Source : SERONET
L’année 1996 marque un tournant crucial dans la lutte contre le sida et la prise en charge thérapeutique des personnes vivant avec le VIH (PVVIH) avec l’arrivée des premières trithérapies présentées en janvier lors de la Conférence de Washington. Ces traitements très efficaces associent trois molécules antirétrovirales : deux de type nucléoside et une troisième de type antiprotéase. Aux États-Unis, le nombre de décès liés au sida chute de 42 % entre en 1997 puis encore 20 % supplémentaires l’année qui suit. Dans la ville de New York seulement, les décès liés au sida baissent de 63 % entre 1996 et 1998. En France, face à un accès limité à ces traitements, le Conseil national du sida (CNS) propose en février 1996 d’organiser un « tirage au sort » pour sélectionner les personnes pouvant en bénéficier. Cette idée, vivement critiquée par le monde associatif, est rejetée par le Premier ministre Alain Juppé. Toujours en février, face à la lenteur de la mise à disposition des trithérapies, les militants-es d’Act Up-Paris occupent l’usine de la firme américaine Abbott à Evreux. En mars, des militants-es d’Actions Traitements organisent un voyage à New York pour récupérer les trithérapies non accessibles en France.

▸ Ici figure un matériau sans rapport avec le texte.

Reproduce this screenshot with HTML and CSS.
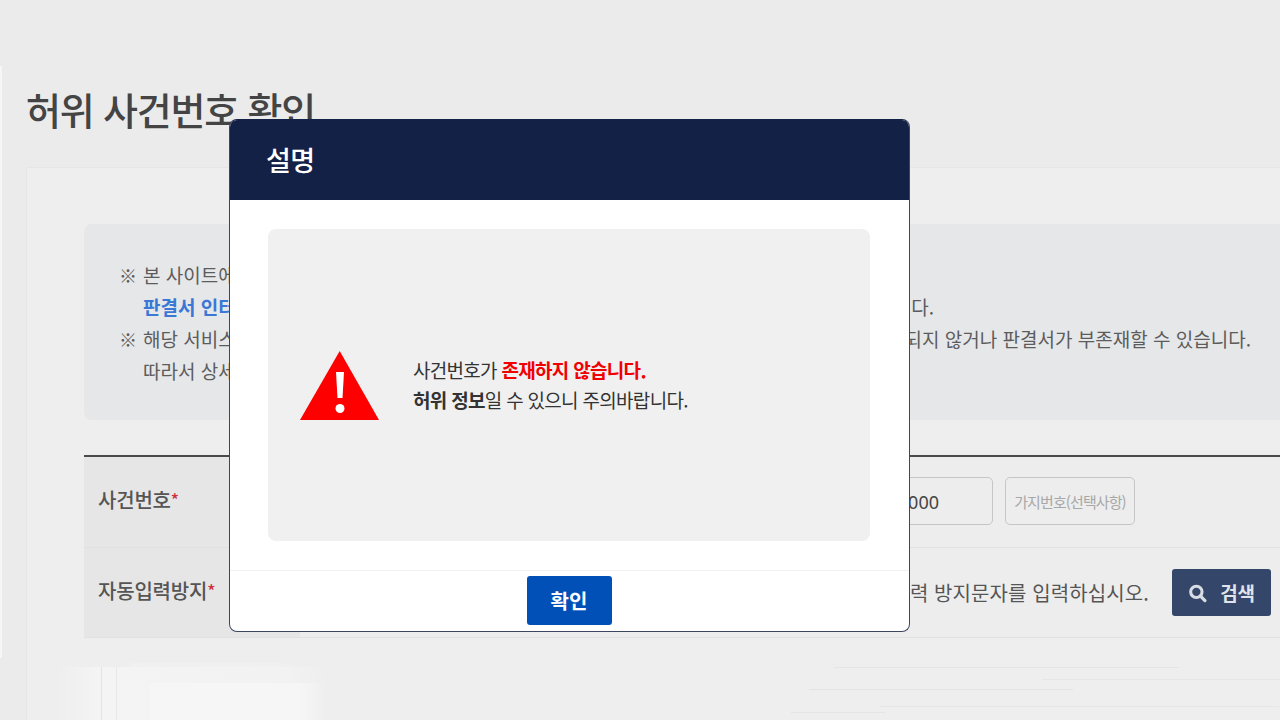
FILE: index.html
```html
<!DOCTYPE html>
<html lang="ko">
<head>
<meta charset="utf-8">
<title>허위 사건번호 확인</title>
<link rel="stylesheet" href="styles.css">
</head>
<body>
<div class="top-band"></div>
<main class="page">
  <h1 class="page-title">허위 사건번호 확인</h1>
  <section class="card">
    <div class="card-content">
      <div class="notice">
        <p class="notice-line"><span class="mark">※</span><span class="notice-text">본 사이트에서 제공하는 사건번호를 확인합니다.</span></p>
        <p class="notice-line indent"><span class="notice-text"><b class="link">판결서 인터넷 열람</b></span><span class="notice-end notice-end-mid">다.</span></p>
        <p class="notice-line"><span class="mark">※</span><span class="notice-text">해당 서비스는 참고용입니다.</span><span class="notice-end">되지 않거나 판결서가 부존재할 수 있습니다.</span></p>
        <p class="notice-line indent"><span class="notice-text">따라서 상세 내용을 확인하십시오.</span></p>
      </div>
      <div class="form-table">
        <div class="form-row">
          <div class="form-label">사건번호<span class="req">*</span></div>
          <div class="form-value">
            <div class="field field-main">000000</div>
            <div class="field field-sub">가지번호(선택사항)</div>
          </div>
        </div>
        <div class="form-row form-row-last">
          <div class="form-label form-label-last">자동입력방지<span class="req">*</span></div>
          <div class="form-value form-value-captcha">
            <span class="hint">자동입력 방지문자를 입력하십시오.</span>
            <button class="search-btn" type="button">
              <svg class="search-icon" viewBox="0 0 20 20" aria-hidden="true"><circle cx="8.8" cy="8.8" r="6" fill="none" stroke="#d8dce4" stroke-width="3.2"/><path d="M13.2 13.2l4.6 4.8" stroke="#d8dce4" stroke-width="3.4" stroke-linecap="round"/></svg>
              <span>검색</span>
            </button>
          </div>
        </div>
      </div>
    </div>
    <div class="card-foot"></div>
  </section>
</main>

<div class="modal" role="dialog">
  <header class="modal-head">설명</header>
  <div class="modal-body">
    <div class="alert-box">
      <svg class="alert-icon" viewBox="0 0 79 69" aria-hidden="true">
        <path d="M39.7 0L79 69H0Z" fill="#ff0000"/>
        <path d="M36 21h8l-1.5 26h-5Z" fill="#fff"/>
        <circle cx="40" cy="57.5" r="4.5" fill="#fff"/>
      </svg>
      <div class="alert-text">
        <p>사건번호가 <b class="danger">존재하지 않습니다.</b></p>
        <p><b>허위 정보</b>일 수 있으니 주의바랍니다.</p>
      </div>
    </div>
  </div>
  <footer class="modal-foot"><button class="ok-btn" type="button">확인</button></footer>
</div>
</body>
</html>
```

FILE: styles.css
```css
* { box-sizing: border-box; }
html, body { margin: 0; height: 720px; overflow: hidden; }
body {
  font-family: "Noto Sans CJK KR", "Noto Sans", sans-serif;
  color: #555;
  background: linear-gradient(#f6f6f6, #f6f6f6) 0 66px / 2px 592px no-repeat, #ebebeb;
}
.top-band { height: 66px; }
.page { padding-left: 26px; }
.page-title {
  margin: 0;
  height: 101px;
  padding-top: 16px;
  font-size: 38px;
  line-height: 54px;
  font-weight: 500;
  letter-spacing: -1.2px;
  color: #444;
}
.card {
  height: 553px;
  background: #eeeeee;
  border-top: 1px solid #e6e6e6;
  border-left: 1px solid #e6e6e6;
}
.card-content { padding: 56px 0 0 57px; }
.notice {
  height: 196px;
  padding: 35px 29px 0 35px;
  background: #e6e7e9;
  border-radius: 8px 0 0 8px;
  font-size: 19px;
  letter-spacing: 0;
  color: #5c5c5c;
}
.notice-line { margin: 0; height: 32px; line-height: 32px; display: flex; }
.indent { padding-left: 24px; }
.mark { width: 24px; flex: none; font-size: 18px; }
.notice-end { margin-left: auto; }
.notice-end-mid { margin-right: 317px; }
.link { color: #3b78d6; font-weight: 700; }
.form-table { margin-top: 35px; border-top: 2px solid #4a4a4a; }
.form-row { display: flex; height: 91px; border-bottom: 1px solid #e1e1e1; }
.form-row-last { height: 90px; }
.form-label {
  width: 216px;
  flex: none;
  display: flex;
  align-items: center;
  padding: 0 0 6px 14px;
  background: #e6e6e6;
  font-size: 20px;
  font-weight: 500;
  letter-spacing: -0.2px;
}
.form-label-last { padding-bottom: 4px; }
.req { color: #d0303c; align-self: center; font-size: 17px; }
.form-value {
  flex: 1;
  display: flex;
  align-items: center;
  justify-content: flex-end;
  gap: 12px;
  padding-right: 145px;
  padding-bottom: 2px;
  background: #ededed;
}
.field {
  height: 48px;
  border: 1px solid #c6c6c6;
  border-radius: 5px;
  line-height: 48px;
  white-space: nowrap;
}
.field-main {
  width: 290px;
  padding-right: 53px;
  text-align: right;
  font-size: 18px;
  color: #444;
  font-family: "Noto Sans", sans-serif;
}
.field-sub {
  width: 130px;
  text-align: center;
  font-size: 15px;
  letter-spacing: -0.9px;
  color: #a8a8a8;
}
.form-value-captcha { gap: 23px; padding-right: 9px; padding-bottom: 0; }
.hint { font-size: 20px; letter-spacing: 0.1px; }
.search-btn {
  display: flex;
  align-items: center;
  justify-content: center;
  gap: 13px;
  width: 99px;
  height: 47px;
  padding: 0;
  border: 0;
  border-radius: 3px;
  background: #34476a;
  color: #e0e3e8;
  font: 700 19px "Noto Sans CJK KR", sans-serif;
  letter-spacing: -0.2px;
}
.search-icon { width: 19px; height: 20px; }
.card-foot {
  height: 82px;
  background:
    linear-gradient(#e4e4e4, #e4e4e4) 807px 29px / 345px 1px no-repeat,
    linear-gradient(#e6e6e6, #e6e6e6) 1015px 41px / 240px 1px no-repeat,
    linear-gradient(#e4e4e4, #e4e4e4) 782px 51px / 264px 1px no-repeat,
    linear-gradient(#e6e6e6, #e6e6e6) 852px 68px / 400px 1px no-repeat,
    linear-gradient(#e4e4e4, #e4e4e4) 764px 74px / 94px 1px no-repeat,
    linear-gradient(#e4e4e4, #e4e4e4) 74px 29px / 1px 53px no-repeat,
    linear-gradient(#e8e8e8, #e8e8e8) 89px 29px / 1px 53px no-repeat,
    linear-gradient(90deg, #f6f6f6 85%, #eeeeee) 123px 45px / 176px 37px no-repeat,
    linear-gradient(90deg, #eeeeee, #f4f4f4 15%, #f2f2f2 85%, #eeeeee) 30px 29px / 270px 53px no-repeat,
    linear-gradient(90deg, #f0f0f0 80%, #eeeeee) 103px 25px / 176px 6px no-repeat;
}

.modal {
  position: absolute;
  left: 229px;
  top: 119px;
  width: 681px;
  height: 513px;
  display: flex;
  flex-direction: column;
  background: #fff;
  border: 1px solid #3d465e;
  border-top-color: #142147;
  border-radius: 8px;
  overflow: hidden;
}
.modal-head {
  height: 80px;
  flex: none;
  padding: 0 0 0 36px;
  background: #142147;
  color: #fff;
  font-size: 27px;
  line-height: 80px;
  font-weight: 500;
  letter-spacing: -0.5px;
}
.modal-body { flex: 1; padding: 29px 39px 29px 38px; }
.alert-box {
  height: 312px;
  display: flex;
  align-items: center;
  gap: 34px;
  padding: 0 0 0 32px;
  background: #f0f0f0;
  border-radius: 8px;
}
.alert-icon { width: 79px; height: 69px; flex: none; margin-top: 1px; }
.alert-text { font-size: 19px; letter-spacing: -0.7px; color: #333; }
.alert-text p { margin: 0; height: 30px; line-height: 30px; }
.danger { color: #f00000; }
.modal-foot {
  height: 61px;
  flex: none;
  display: flex;
  justify-content: center;
  padding-top: 5px;
  border-top: 1px solid #f2f2f2;
}
.ok-btn {
  width: 85px;
  height: 49px;
  margin-right: 1px;
  border: 0;
  border-radius: 3px;
  background: #0050b8;
  color: #fff;
  font: 700 20px "Noto Sans CJK KR", sans-serif;
}
```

Leur autorisation de mise sur le marché (AMM) n’arrivera chez nous qu’en septembre 1996. En novembre de la même année, Andrey Sullivan, auteur conservateur, gay et ouvertement séropositif, écrit un essai, publié dans le New York Times, intitulé When Plagues End (quand les fléaux s’achèvent) qui provoque la colère des activistes de la lutte contre le sida. Dans cet essai, l’auteur dépeint l’arrivée des trithérapies comme un miracle salvateur et choisit d’ignorer certains aspects problématiques : les prix exorbitants fixés par les laboratoires qui les rendent inaccessibles pour les pays du Sud ; le fait que certaines PVVIH n’ont pas pu bénéficier de ces nouvelles molécules car leur virus avait développé de nombreuses résistances ; des effets indésirables multiples et très lourds.
Pour marquer les 25 ans de l’arrivée des trithérapies, le média américain consacré au VIH The Body a publié fin décembre une série de témoignages de PVVIH qui ont connu l’arrivée de ces traitements. Ils-elles racontent le choc de l’arrivée des trithérapies dans leur vie avec toute la complexité, les questionnements et paradoxes que cela a généré. Apprendre à revivre, à se projeter de nouveau quand une mort proche était annoncée ou à gérer des effets indésirables parfois insupportables. « 1996, c’était l’année où j’ai vendu mon assurance vie. L’année où j’étais censé mourir et l’année où trop de personnes ont déclaré que c’était la fin du sida » se souvient Bob Doyle, diagnostiqué séropositif en 1986 et qui vit aujourd’hui une retraite paisible à Cuenca, en Équateur.